Recently a new annotation of the Arabidopsis thaliana genes, Araport11, is added to Arabidopsis thaliana gene annotations data library on Galaxy-qld. The dataset was imported from ARAPORT, and modified for compatibility with the existing Arabidopsis assemblies. This post provides an overview of A. thaliana resources on Galaxy-qld.
The very first version of Galaxy-qld had TAIR9 assembly represented by five chromosomes, with the following contig names: chr1, chr2, chr3, chr4 and chr5. It does not have the mitochondrial and/or chloroplast genomes.
Later on request from our users we added the TAIR10 gene annotation into Arabidopsis thaliana gene annotations data library. This annotation includes genes from Mt and Pt. It uses just numbers (1, 2, 3, 4, 5) for chromosome names. The TAIR10 genomic sequence is identical to TAIR9 (link). To provide our users with greater flexibility we added TAIR10 aligner indices to Galaxy-qld. TAIR10 assembly contains the following contigs: 1, 2, 3, 4, 5, Mt and Pt.

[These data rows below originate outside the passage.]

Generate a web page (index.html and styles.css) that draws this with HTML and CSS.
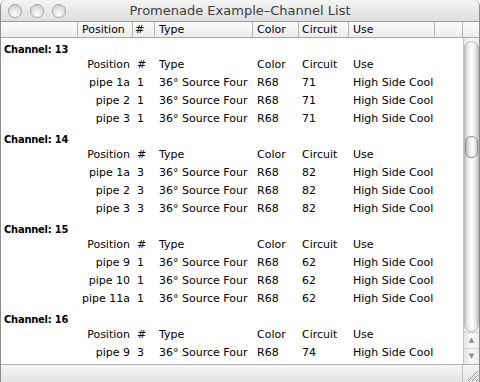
FILE: index.html
```html
<!DOCTYPE html>
<html lang="en">
<head>
  <meta charset="UTF-8" />
  <title>Promenade Example–Channel List</title>
  <link rel="stylesheet" href="styles.css">
</head>
<body>
  <div class="window">
    <div class="titlebar">
      <div class="lights">
        <span class="light"></span>
        <span class="light"></span>
        <span class="light"></span>
      </div>
      <div class="title">Promenade Example–Channel List</div>
      <div></div>
    </div>

    <div class="header">
      <div class="hcell w-lead"></div>
      <div class="hcell w-pos">Position</div>
      <div class="hcell w-num">#</div>
      <div class="hcell w-type">Type</div>
      <div class="hcell w-color">Color</div>
      <div class="hcell w-circ">Circuit</div>
      <div class="hcell w-use">Use</div>
      <div class="hcell w-extra"></div>
      <div class="hcell w-corner"></div>
    </div>

    <div class="body">
      <div class="list" id="list"></div>
      <div class="scrollbar">
        <div class="track">
          <div class="rail">
            <div class="thumb"></div>
          </div>
        </div>
        <div class="arrow">&#9650;</div>
        <div class="arrow">&#9660;</div>
      </div>
    </div>

    <div class="footer">
      <div class="footer-fill"></div>
      <div class="grip">
        <svg width="16" height="16" viewBox="0 0 16 16">
          <path d="M5 15 L15 5 M9 15 L15 9 M13 15 L15 13" stroke="#8a8a8a" stroke-width="1" fill="none"/>
          <path d="M6 15 L15 6 M10 15 L15 10" stroke="#ffffff" stroke-width="1" fill="none"/>
        </svg>
      </div>
    </div>
  </div>

  <script>
    const channels = [
      { num: '13', rows: [['pipe 1a', '1', '71'], ['pipe 2', '1', '71'], ['pipe 3', '1', '71']] },
      { num: '14', rows: [['pipe 1a', '3', '82'], ['pipe 2', '3', '82'], ['pipe 3', '3', '82']] },
      { num: '15', rows: [['pipe 9', '1', '62'], ['pipe 10', '1', '62'], ['pipe 11a', '1', '62']] },
      { num: '16', rows: [['pipe 9', '3', '74'], ['pipe 10', '3', '74'], ['pipe 11a', '3', '74']] }
    ];

    const list = document.getElementById('list');

    function addRow(group, cells) {
      const row = document.createElement('div');
      row.className = 'row';
      cells.forEach((text, i) => {
        const cell = document.createElement('div');
        cell.className = i === 0 ? 'cell pos' : 'cell';
        cell.textContent = text;
        row.appendChild(cell);
      });
      group.appendChild(row);
    }

    channels.forEach(ch => {
      const group = document.createElement('div');
      group.className = 'group';

      const label = document.createElement('div');
      label.className = 'channel';
      label.textContent = 'Channel: ' + ch.num;
      group.appendChild(label);

      addRow(group, ['Position', '#', 'Type', 'Color', 'Circuit', 'Use']);
      ch.rows.forEach(r => {
        addRow(group, [r[0], r[1], '36° Source Four', 'R68', r[2], 'High Side Cool']);
      });

      list.appendChild(group);
    });
  </script>
</body>
</html>
```

FILE: styles.css
```css
body {
  margin: 0;
  background: #ffffff;
  font-family: "DejaVu Sans", sans-serif;
  font-size: 11px;
  color: #000;
}
.window {
  width: 480px;
  height: 382px;
  display: flex;
  flex-direction: column;
  overflow: hidden;
  border-radius: 6px 6px 0 0;
  box-sizing: border-box;
  border-left: 1px solid #8c8c8c;
  border-right: 1px solid #8c8c8c;
}
.titlebar {
  height: 21px;
  flex: none;
  display: grid;
  grid-template-columns: 72px 1fr 72px;
  align-items: center;
  background: linear-gradient(#f4f4f4, #dedede);
  border-bottom: 1px solid #9c9c9c;
}
.lights {
  display: flex;
  gap: 8px;
  padding-left: 7px;
}
.light {
  width: 12px;
  height: 12px;
  border-radius: 50%;
  border: 1px solid #a4a4a4;
  background: radial-gradient(circle at 50% 80%, #ffffff 0%, #e6e6e6 45%, #c8c8c8 100%);
  box-sizing: content-box;
}
.title {
  text-align: center;
  font-size: 13px;
  color: #3c3c3c;
  white-space: nowrap;
}
.header {
  height: 15px;
  flex: none;
  display: flex;
  background: linear-gradient(#fbfbfb, #ececec);
  border-bottom: 1px solid #a8a8a8;
}
.hcell {
  box-sizing: border-box;
  border-right: 1px solid #b4b4b4;
  padding-left: 4px;
  line-height: 15px;
  white-space: nowrap;
}
.w-lead { width: 77px; }
.w-pos { width: 55px; }
.w-num { width: 22px; padding-left: 2px; }
.w-type { width: 98px; }
.w-color { width: 46px; }
.w-circ { width: 50px; padding-left: 3px; }
.w-use { width: 86px; }
.w-extra { width: 28px; }
.w-corner { flex: 1; border-right: none; }
.body {
  flex: 1;
  display: flex;
  min-height: 0;
}
.list {
  flex: 1;
  overflow: hidden;
  padding-top: 2px;
}
.group {
  margin-bottom: 2px;
}
.channel {
  height: 16px;
  box-sizing: border-box;
  padding-top: 3px;
  line-height: 13px;
  padding-left: 3px;
  font-family: "DejaVu Sans Condensed", "DejaVu Sans", sans-serif;
  font-weight: bold;
  font-size: 11px;
  letter-spacing: -0.2px;
}
.row {
  display: grid;
  grid-template-columns: 130px 28px 98px 45px 51px 1fr;
  height: 18px;
  line-height: 18px;
  white-space: nowrap;
}
.cell {
  overflow: hidden;
}
.cell.pos {
  text-align: right;
  padding-right: 1px;
}
.row .cell:nth-child(2) {
  padding-left: 6px;
}
.scrollbar {
  width: 15px;
  flex: none;
  display: flex;
  flex-direction: column;
  border-left: 1px solid #c4c4c4;
  background: linear-gradient(to right, #e4e4e4, #f8f8f8 50%, #ececec);
}
.track {
  flex: 1;
  display: flex;
  padding: 3px 0 0;
}
.rail {
  flex: 1;
  border-radius: 8px;
  border: 1px solid #b8b8b8;
  background: linear-gradient(to right, #c9c9c9, #ededed 25%, #ffffff 55%, #e2e2e2 85%, #c4c4c4);
  padding-top: 94px;
  display: flex;
  justify-content: center;
  align-items: flex-start;
}
.thumb {
  width: 11px;
  height: 20px;
  border-radius: 6px;
  border: 1px solid #8e8e8e;
  background: linear-gradient(to right, #bcbcbc, #f2f2f2 40%, #ffffff 60%, #cfcfcf);
}
.arrow {
  height: 15px;
  flex: none;
  font-size: 7px;
  line-height: 15px;
  text-align: center;
  color: #8c8c8c;
  border-top: 1px solid #d0d0d0;
}
.footer {
  height: 17px;
  flex: none;
  display: flex;
  border-top: 1px solid #b0b0b0;
  background: linear-gradient(#f6f6f6, #e2e2e2);
}
.footer-fill {
  flex: 1;
}
.grip {
  width: 16px;
  display: flex;
  align-items: flex-end;
  border-left: 1px solid #c4c4c4;
}
```
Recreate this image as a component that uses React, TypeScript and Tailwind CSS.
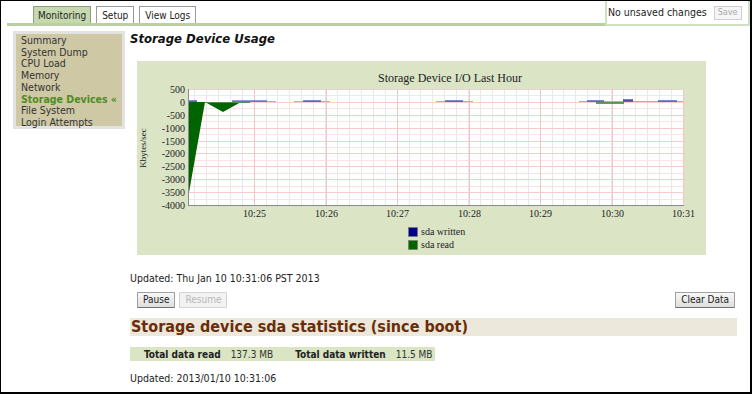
import React from "react";

const tabs = [
  { label: "Monitoring", active: true },
  { label: "Setup", active: false },
  { label: "View Logs", active: false },
];

const menu = [
  "Summary",
  "System Dump",
  "CPU Load",
  "Memory",
  "Network",
  "Storage Devices «",
  "File System",
  "Login Attempts",
];

const ui = "font-['DejaVu_Sans_Condensed','DejaVu_Sans',sans-serif]";

// chart helpers (page coordinates, svg viewBox matches the panel position)
const yOf = (v: number) => Math.round(89 + (500 - v) * (116 / 4500)) + 0.5;
const minuteX = (m: number) => Math.round(254 + m * 71.5) + 0.5;

function IoChart() {
  const yTicks = [500, 0, -500, -1000, -1500, -2000, -2500, -3000, -3500, -4000];
  const minor: number[] = [];
  for (let x = 254 - 12 * 5; x <= 683; x += 11.9167) minor.push(Math.round(x) + 0.5);
  const halfs: number[] = [];
  for (let v = 500; v >= -4000; v -= 250) halfs.push(v);

  // light + dark blue segments for sda written
  const blueLight = [
    [188, 197],
    [232, 276],
    [294, 330],
    [436, 473],
    [579, 683],
  ];
  const blueDark = [
    [188, 197],
    [232, 267],
    [303, 321],
    [445, 463],
    [587, 604],
    [623, 633],
    [658, 677],
  ];

  return (
    <svg
      width={569}
      height={194}
      viewBox="137 61 569 194"
      className="block"
      fontFamily="'Liberation Serif', serif"
    >
      <rect x={137} y={61} width={569} height={194} fill="#dbe5c6" />
      <text x={450} y={82} fontSize={12} textAnchor="middle" fill="#222">
        Storage Device I/O Last Hour
      </text>
      <rect x={188} y={89} width={495} height={116} fill="#ffffff" />
      {minor.map((x, i) => (
        <line key={"m" + i} x1={x} x2={x} y1={89} y2={205} stroke="#e8e8e8" strokeWidth={1} />
      ))}
      {halfs.map((v, i) => (
        <line
          key={"h" + i}
          x1={188}
          x2={683}
          y1={yOf(v)}
          y2={yOf(v)}
          stroke={i % 2 === 0 ? "#f6cccc" : "#fae3e3"}
          strokeWidth={1}
        />
      ))}
      {[0, 1, 2, 3, 4, 5, 6].map((m) => (
        <line key={"v" + m} x1={minuteX(m)} x2={minuteX(m)} y1={89} y2={205} stroke="#f4c4c4" strokeWidth={1} />
      ))}
      {/* sda read */}
      <polygon points="188,102 205,102 188,198" fill="#006400" />
      <polygon points="205,102 223,112 241,102" fill="#006400" />
      <line x1={205} x2={250} y1={102.5} y2={102.5} stroke="#4f8f4f" strokeWidth={1} />
      <line x1={596} x2={624} y1={103} y2={103} stroke="#2e7d32" strokeWidth={1.5} />
      {/* sda written */}
      {blueLight.map(([a, b], i) => (
        <line key={"bl" + i} x1={a} x2={b} y1={101.5} y2={101.5} stroke="#a7aee4" strokeWidth={1} />
      ))}
      {blueDark.map(([a, b], i) => (
        <line key={"bd" + i} x1={a} x2={b} y1={101} y2={101} stroke="#2c39ad" strokeWidth={1.2} />
      ))}
      <line x1={623} x2={633} y1={100} y2={100} stroke="#1c2790" strokeWidth={1.2} />
      {/* axes */}
      <line x1={188.5} x2={188.5} y1={89} y2={205} stroke="#8a8a8a" strokeWidth={1} />
      <line x1={188} x2={684} y1={205.5} y2={205.5} stroke="#8a8a8a" strokeWidth={1} />
      {yTicks.map((v) => (
        <text key={v} x={185} y={yOf(v) + 3} fontSize={10} textAnchor="end" fill="#222">
          {v}
        </text>
      ))}
      {["10:25", "10:26", "10:27", "10:28", "10:29", "10:30", "10:31"].map((t, i) => (
        <text key={t} x={minuteX(i)} y={217} fontSize={10} textAnchor="middle" fill="#222">
          {t}
        </text>
      ))}
      <text
        x={146}
        y={148}
        fontSize={9}
        textAnchor="middle"
        fill="#222"
        transform="rotate(-90 146 148)"
      >
        Kbytes/sec
      </text>
      {/* legend */}
      <rect x={408.5} y={227.5} width={9} height={9} fill="#00008b" stroke="#777" strokeWidth={0.6} />
      <text x={421} y={235} fontSize={10} fill="#222">
        sda written
      </text>
      <rect x={408.5} y={240.5} width={9} height={9} fill="#006400" stroke="#777" strokeWidth={0.6} />
      <text x={421} y={248} fontSize={10} fill="#222">
        sda read
      </text>
    </svg>
  );
}

function Btn({ children, disabled }: { children: React.ReactNode; disabled?: boolean }) {
  return (
    <button
      disabled={disabled}
      className={`h-[16px] px-[5px] text-[10px] leading-none border rounded-[1px] ${
        disabled
          ? "text-[#b8b8b8] bg-[#f2f2f2] border-[#d4d4d4]"
          : "text-[#222] bg-gradient-to-b from-[#f8f8f8] to-[#dedede] border-[#a0a0a0] border-b-[#707070]"
      }`}
    >
      {children}
    </button>
  );
}

export default function App() {
  return (
    <div
      className={`${ui} w-[752px] h-[394px] bg-white border-l border-t border-r-2 border-b-2 border-black text-[#222] overflow-hidden`}
    >
      {/* Top tab bar */}
      <div className="flex h-[25px]">
        <div className="flex-1 ml-[6px] border-b-[3px] border-[#b9d1a2] flex items-end gap-[5px] pl-[26px]">
          {tabs.map((t) => (
            <div
              key={t.label}
              className={`h-[17px] flex items-center text-[10px] border border-b-0 ${
                t.active ? "px-[4px] bg-[#c6d9ae] border-[#8f9a80]" : "px-[5px] bg-white border-[#9a9a9a]"
              }`}
            >
              {t.label}
            </div>
          ))}
        </div>
        <div className="w-[145px] border-2 border-t-0 border-[#cfe1c0] flex items-center pl-[1px]">
          <span className="text-[10.5px]">No unsaved changes</span>
          <span className="ml-[7px] h-[14px] px-[3px] flex items-center border border-[#cfcfcf] text-[9px] text-[#a8a8a8] bg-[#f6f6f6]">
            Save
          </span>
        </div>
      </div>

      <div className="flex pt-[5px]">
        {/* sidebar */}
        <div className="ml-[12px] w-[112px] h-[98px] border-[3px] border-[#e2e2e2] shrink-0">
          <div className="bg-[#cec8a5] h-full pl-[5px] pt-[1px]">
            {menu.map((m, i) => (
              <div
                key={m}
                className={`text-[10.5px] leading-[11.7px] ${
                  i === 5 ? "font-bold text-[#4f8c1f]" : "text-[#333]"
                }`}
              >
                {m}
              </div>
            ))}
          </div>
        </div>

        {/* main content */}
        <div className="ml-[5px] flex-1 pr-[13px]">
          <h1 className="text-[13px] leading-[16px] font-bold italic text-[#111]">
            Storage Device Usage
          </h1>
          <div className="ml-[7px] mt-[14px]">
            <IoChart />
          </div>
          <p className="text-[10.5px] mt-[17px] leading-[12px]">Updated: Thu Jan 10 10:31:06 PST 2013</p>
          <div className="flex justify-between ml-[7px] mt-[8px] mr-[2px]">
            <div className="flex gap-[4px]">
              <Btn>Pause</Btn>
              <Btn disabled>Resume</Btn>
            </div>
            <Btn>Clear Data</Btn>
          </div>
          <div className="mt-[10px] bg-[#ece8dc] h-[18px] flex items-center pl-[1px]">
            <span className="text-[16px] font-bold text-[#6b2d08] leading-none">
              Storage device sda statistics (since boot)
            </span>
          </div>
          <div className="mt-[11px] inline-flex items-center bg-[#d9e5c3] h-[14px] text-[10px] pl-[14px] pr-[2px]">
            <span className="font-bold">Total data read</span>
            <span className="ml-[10px] text-[#333]">137.3 MB</span>
            <span className="ml-[22px] font-bold">Total data written</span>
            <span className="ml-[10px] text-[#333]">11.5 MB</span>
          </div>
          <p className="text-[10.5px] mt-[7px] leading-[12px]">Updated: 2013/01/10 10:31:06</p>
        </div>
      </div>
    </div>
  );
}
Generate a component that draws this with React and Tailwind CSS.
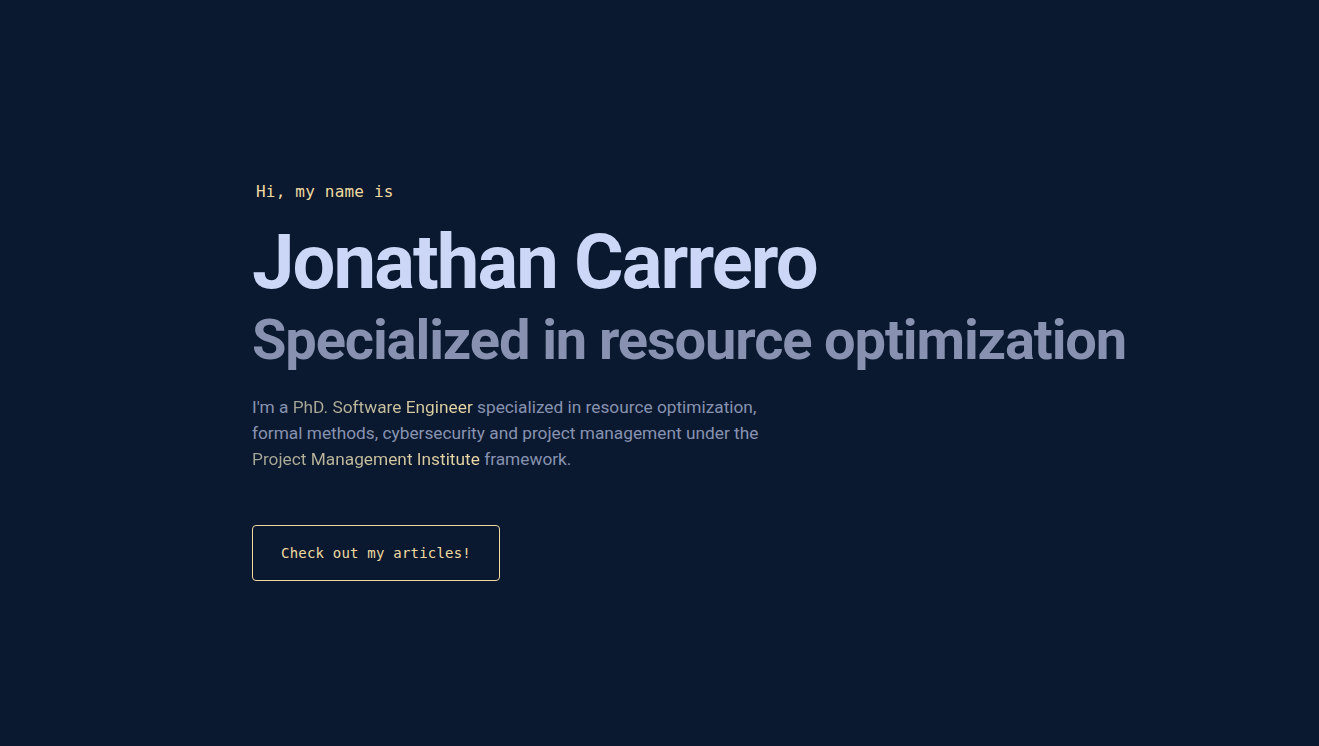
import React from 'react';

const sans = { fontFamily: 'Roboto, "Noto Sans", sans-serif' };

function Accent({ children }) {
  return (
    <span className="bg-gradient-to-r from-[#a3a496] to-[#f0dca6] bg-clip-text text-transparent">
      {children}
    </span>
  );
}

export default function App() {
  return (
    <div className="min-h-screen w-full bg-[#0a192f] text-[#8892b0]" style={sans}>
      <section className="flex flex-col items-start pl-[252px] pt-[182px]">
        <p className="ml-1 font-['DejaVu_Sans_Mono',monospace] text-[16px] leading-[20px] tracking-[0.2px] text-[#f0d9a0]">
          Hi, my name is
        </p>
        <h1 className="mt-[18px] text-[76px] font-bold leading-[84px] tracking-[-0.025em] text-[#ccd6f6]">
          Jonathan Carrero
        </h1>
        <h2 className="mt-[4px] text-[56px] font-bold leading-[64px] tracking-[-0.02em] text-[#8892b0]">
          Specialized in resource optimization
        </h2>
        <p className="mt-[22px] max-w-[540px] text-[17.3px] leading-[26px]">
          I'm a <Accent>PhD. Software Engineer</Accent> specialized in resource optimization,
          formal methods, cybersecurity and project management under the{' '}
          <Accent>Project Management Institute</Accent> framework.
        </p>
        <a
          href="#"
          className="mt-[53px] flex h-[56px] w-[248px] items-center justify-center rounded border border-[#f0d9a0] font-['DejaVu_Sans_Mono',monospace] text-[14px] tracking-[0.2px] text-[#f0d9a0]"
        >
          Check out my articles!
        </a>
      </section>
    </div>
  );
}
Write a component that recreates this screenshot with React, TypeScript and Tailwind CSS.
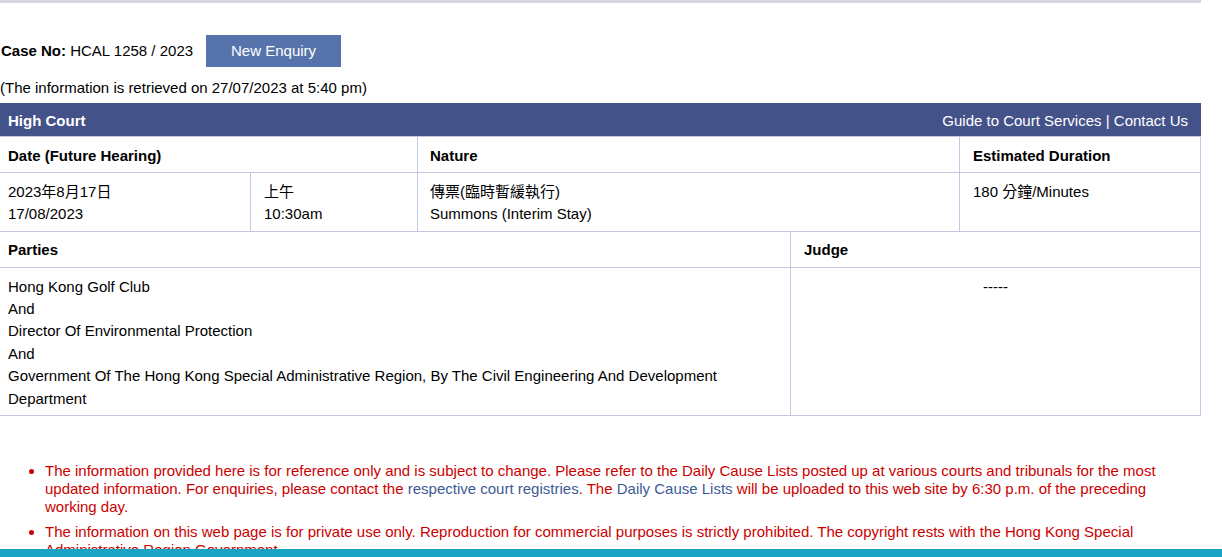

The Araport11 gene annotation is based on TAIR10 genome assembly (link) which is identical to the TAIR9 assembly. The original annotation comes with the following contig names: Chr1, Chr2, Chr3, Chr4, Chr5, ChrC, ChrM. [no comments on standard nomenclature here] To make the Araport11 annotation compatible with the TAIR9 assembly available on Galaxy-qld we replaced ‘Chr’ with ‘chr’. To make it compatible with the TAIR10, we removed ‘Chr’ from the contig names, replaced ChrC and ChrM with Pt and Mt, respectively, and sorted records in the same order as in the TAIR10 assembly: 1, 2, 3, 4, 5, Mt, Pt. The modified annotation is available in Arabidopsis thaliana gene annotations data library under Araport11_GFF3_genes_transposons.201606.modified.gtf name.